**PROVIDED MATERIAL**
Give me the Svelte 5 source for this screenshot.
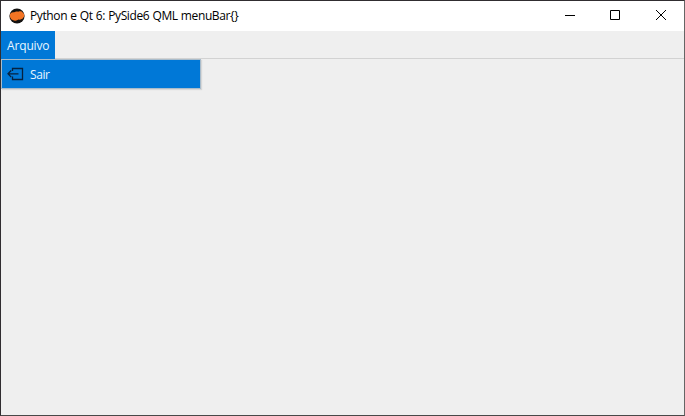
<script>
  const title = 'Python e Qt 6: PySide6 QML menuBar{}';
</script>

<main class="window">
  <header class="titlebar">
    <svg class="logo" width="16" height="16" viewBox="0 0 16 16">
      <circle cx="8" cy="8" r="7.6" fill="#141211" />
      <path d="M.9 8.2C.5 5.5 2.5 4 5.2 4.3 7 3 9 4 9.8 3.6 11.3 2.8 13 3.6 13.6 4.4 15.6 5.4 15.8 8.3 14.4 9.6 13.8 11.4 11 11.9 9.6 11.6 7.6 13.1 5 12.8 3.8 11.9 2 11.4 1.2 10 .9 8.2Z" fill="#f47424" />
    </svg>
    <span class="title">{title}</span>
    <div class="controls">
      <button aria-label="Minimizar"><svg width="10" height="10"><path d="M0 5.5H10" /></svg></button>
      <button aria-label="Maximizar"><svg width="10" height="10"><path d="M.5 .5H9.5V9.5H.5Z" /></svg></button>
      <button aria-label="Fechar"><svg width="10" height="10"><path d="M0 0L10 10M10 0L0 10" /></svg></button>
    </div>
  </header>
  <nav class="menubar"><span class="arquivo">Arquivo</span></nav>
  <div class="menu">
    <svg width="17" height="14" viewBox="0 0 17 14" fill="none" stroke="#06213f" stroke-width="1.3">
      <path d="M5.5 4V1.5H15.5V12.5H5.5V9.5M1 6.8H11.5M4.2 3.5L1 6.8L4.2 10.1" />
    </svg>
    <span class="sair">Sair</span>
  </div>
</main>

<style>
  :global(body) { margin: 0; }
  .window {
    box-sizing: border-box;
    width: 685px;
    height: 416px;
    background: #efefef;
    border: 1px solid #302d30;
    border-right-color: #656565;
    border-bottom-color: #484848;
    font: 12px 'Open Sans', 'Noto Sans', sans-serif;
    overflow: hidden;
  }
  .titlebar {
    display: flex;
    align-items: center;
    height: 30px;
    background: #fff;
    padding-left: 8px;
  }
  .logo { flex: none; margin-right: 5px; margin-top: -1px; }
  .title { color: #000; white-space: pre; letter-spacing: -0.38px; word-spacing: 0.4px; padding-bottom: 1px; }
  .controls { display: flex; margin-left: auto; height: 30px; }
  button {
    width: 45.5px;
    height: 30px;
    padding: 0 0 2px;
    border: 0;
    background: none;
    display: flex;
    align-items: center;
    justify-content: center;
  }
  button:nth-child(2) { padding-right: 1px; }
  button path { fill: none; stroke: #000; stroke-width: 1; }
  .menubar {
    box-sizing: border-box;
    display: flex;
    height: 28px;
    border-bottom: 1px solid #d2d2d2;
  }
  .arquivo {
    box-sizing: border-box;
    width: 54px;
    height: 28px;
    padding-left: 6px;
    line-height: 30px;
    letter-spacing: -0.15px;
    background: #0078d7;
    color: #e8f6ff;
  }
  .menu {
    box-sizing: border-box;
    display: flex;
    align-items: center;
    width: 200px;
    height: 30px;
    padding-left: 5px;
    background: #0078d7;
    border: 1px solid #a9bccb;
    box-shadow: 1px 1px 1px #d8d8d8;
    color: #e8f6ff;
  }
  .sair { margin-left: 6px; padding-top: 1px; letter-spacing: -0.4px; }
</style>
--
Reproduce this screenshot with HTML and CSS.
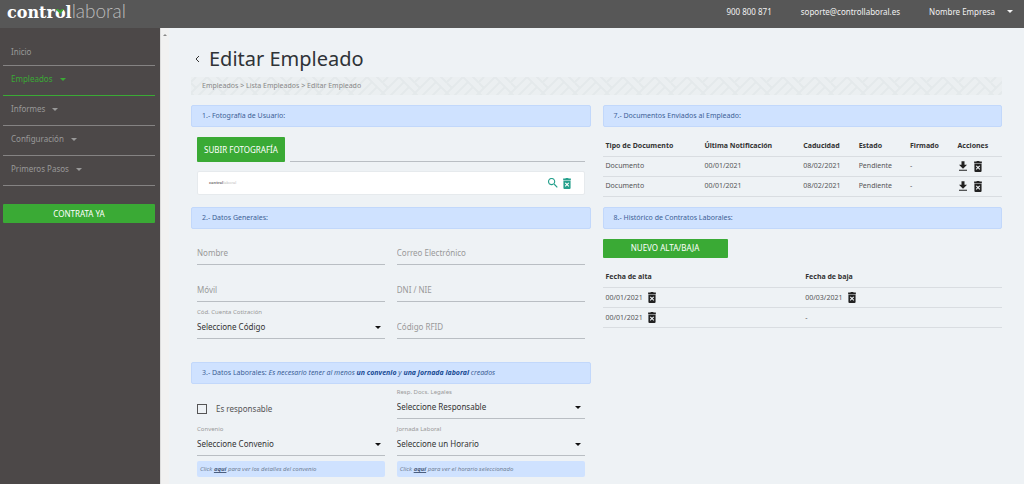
---
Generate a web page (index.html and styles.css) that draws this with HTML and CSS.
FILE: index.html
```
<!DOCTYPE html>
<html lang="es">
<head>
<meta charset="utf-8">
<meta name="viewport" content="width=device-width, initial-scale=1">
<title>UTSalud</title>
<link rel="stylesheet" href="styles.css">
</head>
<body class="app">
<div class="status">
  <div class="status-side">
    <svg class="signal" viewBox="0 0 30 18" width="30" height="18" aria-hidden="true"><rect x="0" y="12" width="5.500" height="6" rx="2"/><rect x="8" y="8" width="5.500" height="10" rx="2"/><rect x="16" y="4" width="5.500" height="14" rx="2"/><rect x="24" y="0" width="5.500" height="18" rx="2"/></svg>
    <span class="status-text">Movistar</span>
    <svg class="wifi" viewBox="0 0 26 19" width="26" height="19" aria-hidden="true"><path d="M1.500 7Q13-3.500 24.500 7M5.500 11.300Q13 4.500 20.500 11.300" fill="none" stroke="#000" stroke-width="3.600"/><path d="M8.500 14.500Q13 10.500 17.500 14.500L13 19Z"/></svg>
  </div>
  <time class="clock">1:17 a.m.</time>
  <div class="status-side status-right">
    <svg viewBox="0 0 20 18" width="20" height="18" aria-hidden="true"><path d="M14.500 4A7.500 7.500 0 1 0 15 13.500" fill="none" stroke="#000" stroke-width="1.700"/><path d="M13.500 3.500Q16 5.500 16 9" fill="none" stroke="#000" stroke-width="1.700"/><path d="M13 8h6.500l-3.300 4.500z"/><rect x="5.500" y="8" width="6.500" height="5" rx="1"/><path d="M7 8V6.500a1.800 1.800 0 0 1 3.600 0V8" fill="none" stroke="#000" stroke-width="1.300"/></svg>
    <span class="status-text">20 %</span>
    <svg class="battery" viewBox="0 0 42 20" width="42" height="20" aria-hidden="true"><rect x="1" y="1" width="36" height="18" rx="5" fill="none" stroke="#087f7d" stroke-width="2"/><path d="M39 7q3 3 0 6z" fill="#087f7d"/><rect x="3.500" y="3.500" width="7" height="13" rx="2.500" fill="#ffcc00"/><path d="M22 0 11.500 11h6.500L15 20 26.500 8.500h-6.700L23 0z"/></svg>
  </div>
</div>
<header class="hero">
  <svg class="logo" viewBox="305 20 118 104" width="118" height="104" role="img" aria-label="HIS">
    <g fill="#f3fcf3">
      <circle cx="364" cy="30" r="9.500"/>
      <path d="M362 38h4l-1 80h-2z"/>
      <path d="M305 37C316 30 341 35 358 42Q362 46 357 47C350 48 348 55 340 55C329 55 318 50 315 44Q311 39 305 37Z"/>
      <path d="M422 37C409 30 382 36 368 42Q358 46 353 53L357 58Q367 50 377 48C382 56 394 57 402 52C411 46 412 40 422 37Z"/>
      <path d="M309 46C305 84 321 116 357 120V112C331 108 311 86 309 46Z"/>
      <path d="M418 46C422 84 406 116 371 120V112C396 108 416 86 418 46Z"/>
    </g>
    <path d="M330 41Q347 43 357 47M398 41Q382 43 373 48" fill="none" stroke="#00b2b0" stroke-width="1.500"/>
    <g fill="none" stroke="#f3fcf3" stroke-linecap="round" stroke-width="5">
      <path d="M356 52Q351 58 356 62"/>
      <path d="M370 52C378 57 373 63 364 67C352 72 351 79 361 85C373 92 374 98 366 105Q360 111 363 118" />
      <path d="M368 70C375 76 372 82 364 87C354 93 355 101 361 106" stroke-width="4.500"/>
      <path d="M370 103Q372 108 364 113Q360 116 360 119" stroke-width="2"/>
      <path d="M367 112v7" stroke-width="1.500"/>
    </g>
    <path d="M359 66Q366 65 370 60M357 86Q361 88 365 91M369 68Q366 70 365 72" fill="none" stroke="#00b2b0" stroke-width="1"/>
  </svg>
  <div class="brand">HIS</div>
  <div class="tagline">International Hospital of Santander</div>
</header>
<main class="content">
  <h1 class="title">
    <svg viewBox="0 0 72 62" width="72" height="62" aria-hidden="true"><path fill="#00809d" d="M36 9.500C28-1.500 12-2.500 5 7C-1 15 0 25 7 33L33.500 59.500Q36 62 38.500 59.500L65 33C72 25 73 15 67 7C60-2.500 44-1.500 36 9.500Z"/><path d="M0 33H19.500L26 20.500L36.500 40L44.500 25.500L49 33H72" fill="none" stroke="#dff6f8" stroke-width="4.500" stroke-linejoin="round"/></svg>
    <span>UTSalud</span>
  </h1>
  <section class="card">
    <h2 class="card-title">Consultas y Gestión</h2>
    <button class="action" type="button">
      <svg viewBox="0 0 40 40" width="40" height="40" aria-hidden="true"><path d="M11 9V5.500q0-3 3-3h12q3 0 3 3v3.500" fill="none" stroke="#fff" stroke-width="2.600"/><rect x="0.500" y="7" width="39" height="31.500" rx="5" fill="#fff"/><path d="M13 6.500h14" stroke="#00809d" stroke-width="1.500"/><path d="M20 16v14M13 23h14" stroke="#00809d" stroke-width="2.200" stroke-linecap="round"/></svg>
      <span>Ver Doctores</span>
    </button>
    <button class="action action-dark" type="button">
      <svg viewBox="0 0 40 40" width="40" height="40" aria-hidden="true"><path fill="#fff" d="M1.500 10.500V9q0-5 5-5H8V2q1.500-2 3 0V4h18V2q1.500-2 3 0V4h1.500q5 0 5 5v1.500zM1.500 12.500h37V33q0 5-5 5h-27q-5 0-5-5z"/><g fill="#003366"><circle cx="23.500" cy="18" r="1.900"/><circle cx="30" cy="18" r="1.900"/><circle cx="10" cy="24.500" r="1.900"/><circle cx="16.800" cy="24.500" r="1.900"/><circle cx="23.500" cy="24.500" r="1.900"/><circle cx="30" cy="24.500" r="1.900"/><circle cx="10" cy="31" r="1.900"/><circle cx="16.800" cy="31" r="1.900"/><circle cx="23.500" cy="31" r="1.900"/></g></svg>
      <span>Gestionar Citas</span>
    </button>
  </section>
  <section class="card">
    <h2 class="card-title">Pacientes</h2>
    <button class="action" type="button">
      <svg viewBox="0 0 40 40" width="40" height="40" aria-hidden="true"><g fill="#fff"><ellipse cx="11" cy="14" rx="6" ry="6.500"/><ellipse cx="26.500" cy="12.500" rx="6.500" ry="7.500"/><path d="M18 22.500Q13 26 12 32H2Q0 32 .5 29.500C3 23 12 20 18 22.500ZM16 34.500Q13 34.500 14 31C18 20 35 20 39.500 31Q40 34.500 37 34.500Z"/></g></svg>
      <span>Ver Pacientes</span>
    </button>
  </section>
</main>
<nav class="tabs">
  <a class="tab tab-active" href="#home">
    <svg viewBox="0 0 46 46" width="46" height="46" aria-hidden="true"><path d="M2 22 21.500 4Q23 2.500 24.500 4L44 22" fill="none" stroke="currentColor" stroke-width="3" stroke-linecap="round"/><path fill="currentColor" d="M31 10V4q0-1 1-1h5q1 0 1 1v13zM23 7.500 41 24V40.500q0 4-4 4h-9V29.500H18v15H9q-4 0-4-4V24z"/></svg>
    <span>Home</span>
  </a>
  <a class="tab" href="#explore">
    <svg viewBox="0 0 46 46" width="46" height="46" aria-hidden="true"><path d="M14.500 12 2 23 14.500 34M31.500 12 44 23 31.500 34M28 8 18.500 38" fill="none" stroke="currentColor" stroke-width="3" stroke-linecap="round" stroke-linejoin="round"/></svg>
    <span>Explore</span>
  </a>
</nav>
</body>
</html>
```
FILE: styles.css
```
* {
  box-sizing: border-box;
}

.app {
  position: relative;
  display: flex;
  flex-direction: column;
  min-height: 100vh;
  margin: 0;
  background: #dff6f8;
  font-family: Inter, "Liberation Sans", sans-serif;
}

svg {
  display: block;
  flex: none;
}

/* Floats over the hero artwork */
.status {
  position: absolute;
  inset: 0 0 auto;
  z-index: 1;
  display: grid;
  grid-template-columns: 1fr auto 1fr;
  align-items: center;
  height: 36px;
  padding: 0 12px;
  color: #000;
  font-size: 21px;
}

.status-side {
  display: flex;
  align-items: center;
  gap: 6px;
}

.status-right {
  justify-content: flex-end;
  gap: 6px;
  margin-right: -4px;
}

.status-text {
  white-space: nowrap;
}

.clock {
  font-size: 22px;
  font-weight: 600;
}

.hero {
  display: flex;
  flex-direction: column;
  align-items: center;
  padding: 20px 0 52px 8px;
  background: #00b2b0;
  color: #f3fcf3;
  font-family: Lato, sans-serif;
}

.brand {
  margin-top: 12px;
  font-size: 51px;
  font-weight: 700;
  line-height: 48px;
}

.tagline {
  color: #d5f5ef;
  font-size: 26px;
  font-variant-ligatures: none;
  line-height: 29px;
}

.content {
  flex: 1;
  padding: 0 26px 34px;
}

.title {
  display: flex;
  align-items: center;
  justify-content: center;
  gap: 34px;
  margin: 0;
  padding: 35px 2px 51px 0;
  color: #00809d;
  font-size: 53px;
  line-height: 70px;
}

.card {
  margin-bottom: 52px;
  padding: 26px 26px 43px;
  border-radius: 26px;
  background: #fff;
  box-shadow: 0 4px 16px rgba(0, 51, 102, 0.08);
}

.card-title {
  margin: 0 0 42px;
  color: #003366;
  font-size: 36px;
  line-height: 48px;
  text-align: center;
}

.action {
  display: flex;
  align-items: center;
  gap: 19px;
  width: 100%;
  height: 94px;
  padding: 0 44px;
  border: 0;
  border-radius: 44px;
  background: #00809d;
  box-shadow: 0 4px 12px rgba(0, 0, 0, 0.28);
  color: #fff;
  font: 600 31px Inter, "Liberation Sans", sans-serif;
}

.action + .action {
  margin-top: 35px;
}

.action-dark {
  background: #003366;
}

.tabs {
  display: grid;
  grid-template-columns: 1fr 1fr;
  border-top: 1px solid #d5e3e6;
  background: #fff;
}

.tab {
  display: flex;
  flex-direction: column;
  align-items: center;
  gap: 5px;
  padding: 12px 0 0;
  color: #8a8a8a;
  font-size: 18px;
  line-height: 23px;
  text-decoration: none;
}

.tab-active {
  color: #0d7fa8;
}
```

**WHAT TO DO**
Using the listing above, say how many of its lines contain the string "screenshot", giving nothing but the figure.

**RESPONSE**
2